PROBLEM TO WORK ON:
All lines in the data bearing the string "this" should be identified and copied.

DATASET RECORDS:
--- --- ---

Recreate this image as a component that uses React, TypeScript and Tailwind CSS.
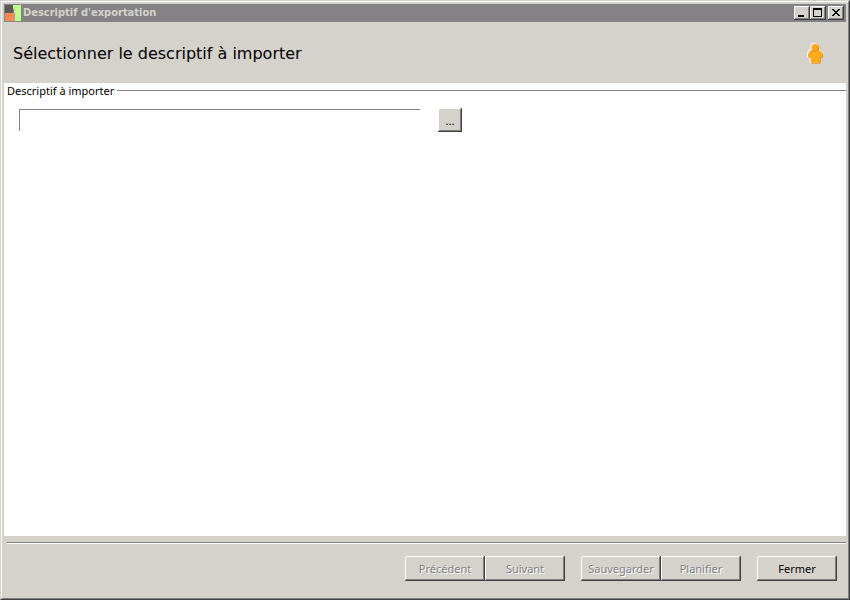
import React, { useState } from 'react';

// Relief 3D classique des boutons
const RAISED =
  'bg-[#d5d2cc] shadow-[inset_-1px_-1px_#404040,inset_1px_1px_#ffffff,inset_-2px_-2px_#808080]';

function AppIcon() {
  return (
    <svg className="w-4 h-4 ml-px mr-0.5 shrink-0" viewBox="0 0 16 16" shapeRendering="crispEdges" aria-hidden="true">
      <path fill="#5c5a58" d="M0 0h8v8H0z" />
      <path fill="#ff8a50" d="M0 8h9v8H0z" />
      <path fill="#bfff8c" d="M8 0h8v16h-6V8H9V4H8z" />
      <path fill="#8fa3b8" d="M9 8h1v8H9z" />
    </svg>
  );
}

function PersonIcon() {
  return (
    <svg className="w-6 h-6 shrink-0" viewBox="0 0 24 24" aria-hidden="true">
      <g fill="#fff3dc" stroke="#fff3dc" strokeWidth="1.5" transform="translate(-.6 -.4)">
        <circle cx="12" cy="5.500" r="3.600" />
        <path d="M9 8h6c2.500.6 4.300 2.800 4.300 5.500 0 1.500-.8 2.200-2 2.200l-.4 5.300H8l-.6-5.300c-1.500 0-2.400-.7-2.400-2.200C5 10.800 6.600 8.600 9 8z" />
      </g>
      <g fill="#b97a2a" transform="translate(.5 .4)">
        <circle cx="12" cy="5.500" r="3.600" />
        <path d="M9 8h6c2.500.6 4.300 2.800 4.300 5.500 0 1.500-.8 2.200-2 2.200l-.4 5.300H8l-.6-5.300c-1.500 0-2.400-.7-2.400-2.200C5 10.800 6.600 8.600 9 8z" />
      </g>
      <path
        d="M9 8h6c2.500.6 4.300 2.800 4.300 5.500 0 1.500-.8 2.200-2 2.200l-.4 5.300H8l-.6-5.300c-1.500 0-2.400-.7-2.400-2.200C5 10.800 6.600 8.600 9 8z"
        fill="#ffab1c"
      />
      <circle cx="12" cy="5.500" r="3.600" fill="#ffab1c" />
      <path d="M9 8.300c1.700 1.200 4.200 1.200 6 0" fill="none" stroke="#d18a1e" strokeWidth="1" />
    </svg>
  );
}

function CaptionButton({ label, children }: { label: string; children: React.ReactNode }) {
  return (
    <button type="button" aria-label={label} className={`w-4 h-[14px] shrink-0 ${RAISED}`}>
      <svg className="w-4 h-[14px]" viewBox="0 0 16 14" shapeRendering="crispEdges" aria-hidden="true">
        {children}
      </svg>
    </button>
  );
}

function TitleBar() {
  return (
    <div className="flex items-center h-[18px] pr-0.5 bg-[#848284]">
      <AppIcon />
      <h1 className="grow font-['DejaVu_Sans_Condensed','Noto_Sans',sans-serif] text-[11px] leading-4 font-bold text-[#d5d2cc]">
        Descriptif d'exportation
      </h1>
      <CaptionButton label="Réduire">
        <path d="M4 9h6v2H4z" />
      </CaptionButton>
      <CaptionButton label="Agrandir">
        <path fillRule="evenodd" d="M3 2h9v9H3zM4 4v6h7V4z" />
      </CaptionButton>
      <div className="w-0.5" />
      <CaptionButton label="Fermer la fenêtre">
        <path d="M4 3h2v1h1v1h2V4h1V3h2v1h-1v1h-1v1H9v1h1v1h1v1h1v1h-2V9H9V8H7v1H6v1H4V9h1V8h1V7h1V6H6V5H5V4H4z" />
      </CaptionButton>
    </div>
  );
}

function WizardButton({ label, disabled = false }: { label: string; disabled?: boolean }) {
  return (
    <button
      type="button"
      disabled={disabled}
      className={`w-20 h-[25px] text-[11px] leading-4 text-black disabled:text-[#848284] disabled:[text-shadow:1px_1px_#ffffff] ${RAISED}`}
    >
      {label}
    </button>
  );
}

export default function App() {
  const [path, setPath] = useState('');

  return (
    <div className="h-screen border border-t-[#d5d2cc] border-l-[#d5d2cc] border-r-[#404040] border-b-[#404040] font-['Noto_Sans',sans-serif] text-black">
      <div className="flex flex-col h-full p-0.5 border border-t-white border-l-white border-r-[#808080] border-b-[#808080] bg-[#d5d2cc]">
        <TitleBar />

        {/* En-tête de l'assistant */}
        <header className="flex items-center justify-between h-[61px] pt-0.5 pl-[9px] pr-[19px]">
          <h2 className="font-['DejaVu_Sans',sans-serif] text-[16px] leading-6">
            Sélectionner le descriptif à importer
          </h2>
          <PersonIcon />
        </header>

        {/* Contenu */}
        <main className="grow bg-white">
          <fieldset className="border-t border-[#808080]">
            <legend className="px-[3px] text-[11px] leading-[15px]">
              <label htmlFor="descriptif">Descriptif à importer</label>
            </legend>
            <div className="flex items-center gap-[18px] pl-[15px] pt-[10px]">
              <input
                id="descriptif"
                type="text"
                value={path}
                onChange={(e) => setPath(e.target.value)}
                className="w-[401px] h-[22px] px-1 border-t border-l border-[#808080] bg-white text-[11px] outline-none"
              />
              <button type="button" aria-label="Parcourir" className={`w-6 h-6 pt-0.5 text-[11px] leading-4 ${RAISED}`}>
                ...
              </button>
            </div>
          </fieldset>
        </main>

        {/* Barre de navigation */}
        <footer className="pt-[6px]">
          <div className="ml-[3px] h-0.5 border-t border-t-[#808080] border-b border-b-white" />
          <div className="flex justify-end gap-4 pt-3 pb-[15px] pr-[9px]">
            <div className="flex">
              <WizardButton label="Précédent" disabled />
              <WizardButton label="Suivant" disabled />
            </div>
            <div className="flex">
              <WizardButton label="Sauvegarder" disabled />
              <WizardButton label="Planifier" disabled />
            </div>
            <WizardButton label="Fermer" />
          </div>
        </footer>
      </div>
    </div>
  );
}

--- --- ---

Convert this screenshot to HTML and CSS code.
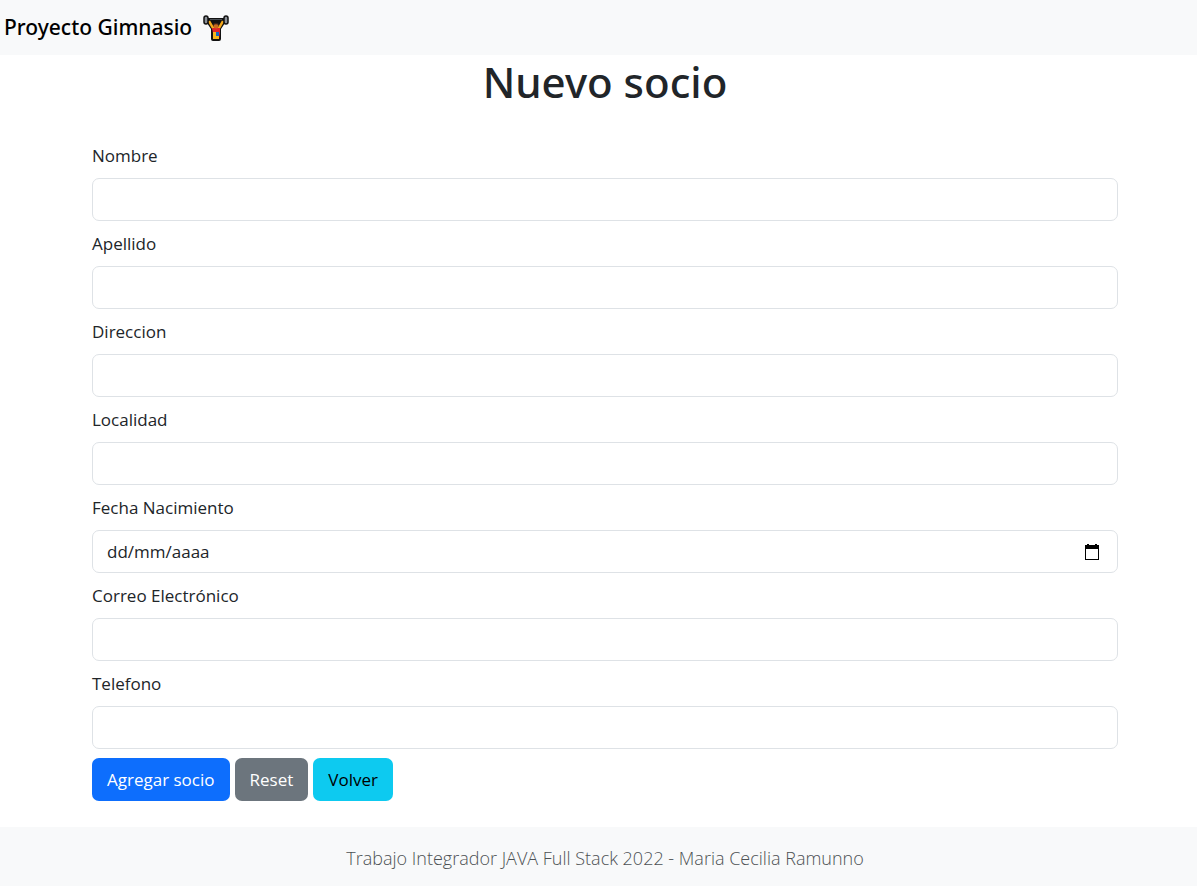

--- --- ---

REPLY:
Recreate this image as a component that uses React, TypeScript and Tailwind CSS.
Convert this screenshot to HTML and CSS code.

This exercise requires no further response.